Each room has a butler who will unpack and then repack your case, bring you coffee and clean your shoes at no extra charge. The likelihood is you won't be in the room much, though, with the six bars, vast Terre Sante spa, long outdoor pumice-lined pool and beach playground to explore.

There are two restaurants. Los Fuegos is Francis Mallmann's Argentine asado grill; Pao is a hybrid of Filipino-French-Spanish, with a bit of Japanese and serves the most beautiful pork rice.

Faena hotel is best thought of as the flashing light at the end of Gatsby's pier, an intoxicating dreamland. If the district succeeds, the hotel will be the primary force behind it.

The scale of the tasks yet to be completed probably doesn't worry Faena much, though.

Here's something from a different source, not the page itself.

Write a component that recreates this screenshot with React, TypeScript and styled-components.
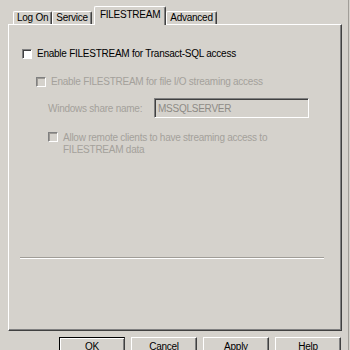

One story of him retreating to his small ranch on the coast of Uruguay after he sold his fashion business in the Nineties has become lore. He wanted to grow roses in his garden; but, with the Atlantic as a neighbour, it took him years to find a strain that would take root. But he did, and they grow there still.

The Miami arts district is his current rose garden – and you can bet that the man in the white hat won't stop tending it until it's in full bloom.

Getting there

Samuel Muston travelled with Virgin Atlantic (0844 209 2770; virginatlantic.com), which flies daily to Miami from Heathrow. Economy fares start at £560 return. Miami is also served from Heathrow by British Airways and its partner, American Airlines.

Staying there

Faena Hotel Miami Beach (001 305 534 4697; faena.com). Double rooms start at $745 (£530), room only.

More information

Art Basel Miami runs from 1-4 Decemeber (artbasel.com/miami-beach).